The function works for "file.json" by sheer luck — neither end happens to contain any "poisonous" characters beyond what we intended to strip. Every filename that does contain those characters gets silently mangled. Worst part: there's no exception, no warning. Just a corrupted string that flows downstream into database lookups, cache keys, or filenames that don't exist.

This is one of Python's most-reported "I thought it worked!" bugs, partly because the API name encourages substring intuition (we say "strip the prefix"), and partly because it often passes initial testing on tidy inputs.

The Fix

Python 3.9 added str.removeprefix() and str.removesuffix() precisely for this. They do exactly what you meant:

def clean_filename(path):
    return path.removeprefix("./data/").removesuffix(".json")

print(clean_filename("./data/dataset.json"))  # "dataset"  ✓
print(clean_filename("./data/users.json"))    # "users"    ✓

On older Pythons, use os.path for paths, pathlib.Path(p).stem for extensions, or write the slice yourself:

if path.startswith("./data/"):
    path = path[len("./data/"):]
if path.endswith(".json"):
    path = path[:-len(".json")]

The deeper lesson: lstrip/rstrip and strip are character-set operations, not substring operations.

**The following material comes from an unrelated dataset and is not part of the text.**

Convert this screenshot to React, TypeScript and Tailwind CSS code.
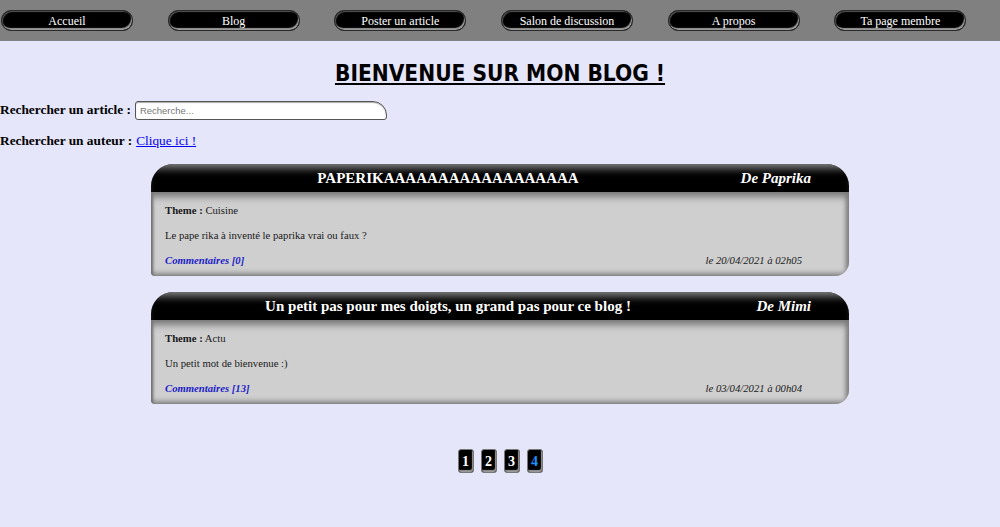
const links = [
  "Accueil",
  "Blog",
  "Poster un article",
  "Salon de discussion",
  "A propos",
  "Ta page membre",
];

const articles = [
  {
    title: "PAPERIKAAAAAAAAAAAAAAAAAA",
    author: "De Paprika",
    theme: "Cuisine",
    text: "Le pape rika à inventé le paprika vrai ou faux ?",
    comments: "Commentaires [0]",
    date: "le 20/04/2021 à 02h05",
  },
  {
    title: "Un petit pas pour mes doigts, un grand pas pour ce blog !",
    author: "De Mimi",
    theme: "Actu",
    text: "Un petit mot de bienvenue :)",
    comments: "Commentaires [13]",
    date: "le 03/04/2021 à 00h04",
  },
];

const ArticleCard = ({ a }: { a: (typeof articles)[number] }) => (
  <div className="rounded-tl-[22px] rounded-tr-[22px] rounded-br-[14px] rounded-bl-[4px] overflow-hidden">
    <div className="h-[28px] flex items-center bg-black text-white font-bold text-[15px] shadow-[inset_0_9px_9px_-5px_#8a8a8a]">
      <span className="flex-1 text-center whitespace-nowrap">{a.title}</span>
      <span className="w-[104px] pr-[38px] flex justify-end italic whitespace-nowrap">
        <span>{a.author}</span>
      </span>
    </div>
    <div className="h-[84px] bg-[#cfcfcf] px-[14px] pt-[11px] text-[10.7px] leading-[14px] text-[#1a1a1a] shadow-[inset_0_8px_7px_-3px_#7a7a7a,inset_3px_0_3px_-1px_#6a6a6a,inset_-5px_0_5px_-2px_#7a7a7a,inset_0_-5px_5px_-2px_#8a8a8a]">
      <p>
        <b>Theme :</b> {a.theme}
      </p>
      <p className="mt-[11px]">{a.text}</p>
      <div className="mt-[11px] flex justify-between italic">
        <span className="font-bold text-[#1c1cc8]">{a.comments}</span>
        <span className="pr-[33px]">{a.date}</span>
      </div>
    </div>
  </div>
);

export default function App() {
  return (
    <div className="min-h-screen bg-[#e6e6fa] font-['Liberation_Serif',serif] text-black">
      <nav className="h-[41px] bg-[#808080] grid grid-cols-6 items-center">
        {links.map((l) => (
          <a
            key={l}
            className="ml-[1px] w-[132px] h-[21px] flex items-center justify-center rounded-[10px] bg-black text-white text-[12px] border border-[#2a2a2a] shadow-[inset_-1px_-2px_1px_#9a9a9a,inset_1px_1px_1px_#555]"
          >
            {l}
          </a>
        ))}
      </nav>

      <h1 className="pt-[18px] leading-[28px] text-center text-[22.5px] font-bold underline font-['DejaVu_Sans_Condensed','DejaVu_Sans',sans-serif]">
        BIENVENUE SUR MON BLOG !
      </h1>

      <div className="mt-[13px] flex items-center h-[20px] text-[13.33px]">
        <b>Rechercher un article :</b>
        <input
          placeholder="Recherche..."
          className="ml-[4px] w-[252px] h-[19px] bg-white border border-[#555] rounded-[3px] rounded-tr-[14px] px-[4px] text-[9.5px] font-['Liberation_Sans',sans-serif] placeholder:text-[#777] shadow-[inset_0_1px_1px_#aaa]"
        />
      </div>

      <div className="mt-[11px] h-[20px] flex items-center text-[13.33px]">
        <b>Rechercher un auteur :</b>
        <a href="#" className="ml-[4px] text-[#0000ee] underline">
          Clique ici !
        </a>
      </div>

      <div className="mt-[13px] w-[698px] mx-auto flex flex-col gap-[16px]">
        {articles.map((a) => (
          <ArticleCard key={a.title} a={a} />
        ))}
      </div>

      <div className="mt-[45px] flex justify-center gap-[7px]">
        {[1, 2, 3, 4].map((n) => (
          <span
            key={n}
            className={`w-[16px] h-[24px] flex items-center justify-center rounded-[3px] bg-black border border-[#777] shadow-[inset_-1px_-2px_1px_#9a9a9a] text-[14px] font-bold ${n === 4 ? "text-[#1e90ff]" : "text-white"}`}
          >
            {n}
          </span>
        ))}
      </div>
    </div>
  );
}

The string you pass is sugar for a set. Whenever you see them called with a multi-character argument that looks like a "word," that's a code smell — verify the author actually wanted a set, not a prefix.

Key Takeaway: str.strip("./data/") doesn't strip the substring "./data/" — it strips any of the characters ., /, d, a, t — so reach for removeprefix/removesuffix when you mean a literal prefix or suffix.